All of the lines below are to be transcribed faithfully, with pictures excluded from the copy.

____

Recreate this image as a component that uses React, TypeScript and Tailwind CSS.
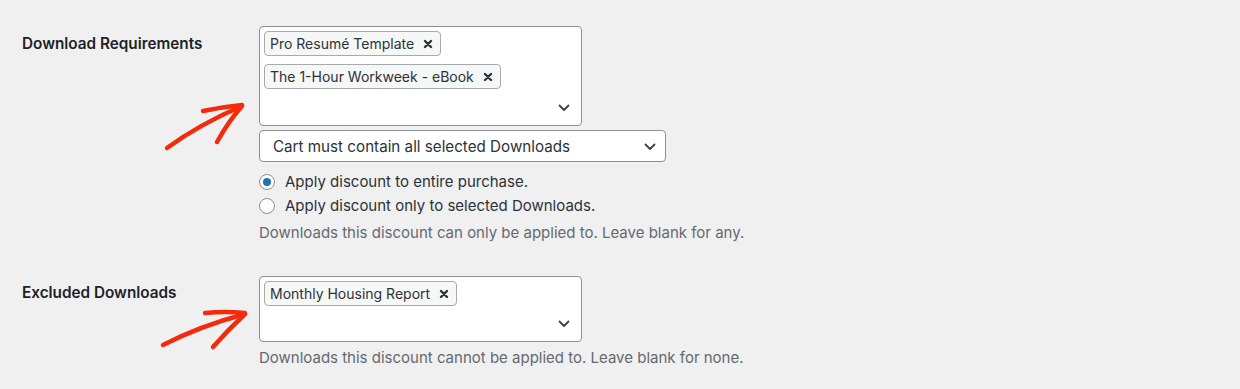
import React from "react";

const font = { fontFamily: '"Inter", "Liberation Sans", sans-serif' };

function Chevron({ className = "" }: { className?: string }) {
  return (
    <svg className={className} width="12" height="8" viewBox="0 0 12 8" fill="none">
      <path d="M1.5 1.5 L6 6 L10.5 1.5" stroke="#3c434a" strokeWidth="1.8" strokeLinecap="round" strokeLinejoin="round" />
    </svg>
  );
}

function Tag({ label }: { label: string }) {
  return (
    <div className="flex h-[25px] w-fit items-center rounded-[4px] border border-[#a7aaad] bg-[#f6f7f7] pl-[5px] pr-[7px] text-[14px] text-[#2c3338]">
      <span>{label}</span>
      <svg className="ml-[9px] mt-[1px]" width="10" height="10" viewBox="0 0 10 10">
        <path d="M2 2 L8 8 M8 2 L2 8" stroke="#2c3338" strokeWidth="2.4" strokeLinecap="round" />
      </svg>
    </div>
  );
}

function MultiBox({ tags, height }: { tags: string[]; height: string }) {
  return (
    <div className={`flex w-[323px] rounded-[4px] border border-[#8c8f94] bg-white ${height}`}>
      <div className="flex flex-1 flex-col gap-[8px] pl-[4px] pt-[4px]">
        {tags.map((t) => (
          <Tag key={t} label={t} />
        ))}
      </div>
      <div className="flex items-end pb-[13px] pr-[11px]">
        <Chevron />
      </div>
    </div>
  );
}

function Radio({ checked, label }: { checked?: boolean; label: string }) {
  return (
    <div className="flex h-[24px] items-center">
      <div className="flex h-[16px] w-[16px] items-center justify-center rounded-full border border-[#8c8f94] bg-white">
        {checked && <div className="h-[8px] w-[8px] rounded-full bg-[#2271b1]" />}
      </div>
      <span className="ml-[10px] text-[15px] text-[#2c3338]">{label}</span>
    </div>
  );
}

export default function App() {
  return (
    <div className="relative h-[389px] w-[1240px] overflow-hidden bg-[#f0f0f1]" style={font}>
      <div className="flex flex-col pt-[26px]">
        <div className="flex">
          <div className="w-[259px] pl-[22px] pt-[8px] text-[15.3px] font-semibold leading-[20px] text-[#1d2327]">
            Download Requirements
          </div>
          <div className="flex flex-col">
            <MultiBox tags={["Pro Resumé Template", "The 1-Hour Workweek - eBook"]} height="h-[100px]" />
            <div className="mt-[4px] flex h-[32px] w-[407px] items-center justify-between rounded-[4px] border border-[#8c8f94] bg-white pl-[13px] pr-[9px] pt-[2px] text-[15.2px] text-[#2c3338]">
              <span>Cart must contain all selected Downloads</span>
              <Chevron />
            </div>
            <div className="mt-[8px] flex flex-col">
              <Radio checked label="Apply discount to entire purchase." />
              <Radio label="Apply discount only to selected Downloads." />
            </div>
            <div className="mt-[5px] text-[15px] leading-[20px] text-[#646970]">
              Downloads this discount can only be applied to. Leave blank for any.
            </div>
          </div>
        </div>
        <div className="mt-[33px] flex">
          <div className="w-[259px] pl-[22px] pt-[7px] text-[15.3px] font-semibold leading-[20px] text-[#1d2327]">
            Excluded Downloads
          </div>
          <div className="flex flex-col">
            <MultiBox tags={["Monthly Housing Report"]} height="h-[66px]" />
            <div className="mt-[6px] text-[15px] leading-[20px] text-[#646970]">
              Downloads this discount cannot be applied to. Leave blank for none.
            </div>
          </div>
        </div>
      </div>
      <svg className="pointer-events-none absolute left-0 top-0" width="1240" height="389" fill="none">
        <g stroke="#f42a0c" strokeWidth="4.5" strokeLinecap="round" strokeLinejoin="round">
          <path d="M167 148 Q 200 124 242 106" />
          <path d="M203 111 Q 222 107 242 105" />
          <path d="M217 142 Q 228 122 242 106" />
          <path d="M163 345 Q 200 326 245 314" />
          <path d="M205 313 Q 225 311 245 313" />
          <path d="M213 347 Q 228 330 245 314" />
        </g>
      </svg>
    </div>
  );
}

____

Right answer =>
Recreate this image as a component that uses React, TypeScript and Tailwind CSS.
import React from "react";

const font = { fontFamily: '"Inter", "Liberation Sans", sans-serif' };

function Chevron({ className = "" }: { className?: string }) {
  return (
    <svg className={className} width="12" height="8" viewBox="0 0 12 8" fill="none">
      <path d="M1.5 1.5 L6 6 L10.5 1.5" stroke="#3c434a" strokeWidth="1.8" strokeLinecap="round" strokeLinejoin="round" />
    </svg>
  );
}

function Tag({ label }: { label: string }) {
  return (
    <div className="flex h-[25px] w-fit items-center rounded-[4px] border border-[#a7aaad] bg-[#f6f7f7] pl-[5px] pr-[7px] text-[14px] text-[#2c3338]">
      <span>{label}</span>
      <svg className="ml-[9px] mt-[1px]" width="10" height="10" viewBox="0 0 10 10">
        <path d="M2 2 L8 8 M8 2 L2 8" stroke="#2c3338" strokeWidth="2.4" strokeLinecap="round" />
      </svg>
    </div>
  );
}

function MultiBox({ tags, height }: { tags: string[]; height: string }) {
  return (
    <div className={`flex w-[323px] rounded-[4px] border border-[#8c8f94] bg-white ${height}`}>
      <div className="flex flex-1 flex-col gap-[8px] pl-[4px] pt-[4px]">
        {tags.map((t) => (
          <Tag key={t} label={t} />
        ))}
      </div>
      <div className="flex items-end pb-[13px] pr-[11px]">
        <Chevron />
      </div>
    </div>
  );
}

function Radio({ checked, label }: { checked?: boolean; label: string }) {
  return (
    <div className="flex h-[24px] items-center">
      <div className="flex h-[16px] w-[16px] items-center justify-center rounded-full border border-[#8c8f94] bg-white">
        {checked && <div className="h-[8px] w-[8px] rounded-full bg-[#2271b1]" />}
      </div>
      <span className="ml-[10px] text-[15px] text-[#2c3338]">{label}</span>
    </div>
  );
}

export default function App() {
  return (
    <div className="relative h-[389px] w-[1240px] overflow-hidden bg-[#f0f0f1]" style={font}>
      <div className="flex flex-col pt-[26px]">
        <div className="flex">
          <div className="w-[259px] pl-[22px] pt-[8px] text-[15.3px] font-semibold leading-[20px] text-[#1d2327]">
            Download Requirements
          </div>
          <div className="flex flex-col">
            <MultiBox tags={["Pro Resumé Template", "The 1-Hour Workweek - eBook"]} height="h-[100px]" />
            <div className="mt-[4px] flex h-[32px] w-[407px] items-center justify-between rounded-[4px] border border-[#8c8f94] bg-white pl-[13px] pr-[9px] pt-[2px] text-[15.2px] text-[#2c3338]">
              <span>Cart must contain all selected Downloads</span>
              <Chevron />
            </div>
            <div className="mt-[8px] flex flex-col">
              <Radio checked label="Apply discount to entire purchase." />
              <Radio label="Apply discount only to selected Downloads." />
            </div>
            <div className="mt-[5px] text-[15px] leading-[20px] text-[#646970]">
              Downloads this discount can only be applied to. Leave blank for any.
            </div>
          </div>
        </div>
        <div className="mt-[33px] flex">
          <div className="w-[259px] pl-[22px] pt-[7px] text-[15.3px] font-semibold leading-[20px] text-[#1d2327]">
            Excluded Downloads
          </div>
          <div className="flex flex-col">
            <MultiBox tags={["Monthly Housing Report"]} height="h-[66px]" />
            <div className="mt-[6px] text-[15px] leading-[20px] text-[#646970]">
              Downloads this discount cannot be applied to. Leave blank for none.
            </div>
          </div>
        </div>
      </div>
      <svg className="pointer-events-none absolute left-0 top-0" width="1240" height="389" fill="none">
        <g stroke="#f42a0c" strokeWidth="4.5" strokeLinecap="round" strokeLinejoin="round">
          <path d="M167 148 Q 200 124 242 106" />
          <path d="M203 111 Q 222 107 242 105" />
          <path d="M217 142 Q 228 122 242 106" />
          <path d="M163 345 Q 200 326 245 314" />
          <path d="M205 313 Q 225 311 245 313" />
          <path d="M213 347 Q 228 330 245 314" />
        </g>
      </svg>
    </div>
  );
}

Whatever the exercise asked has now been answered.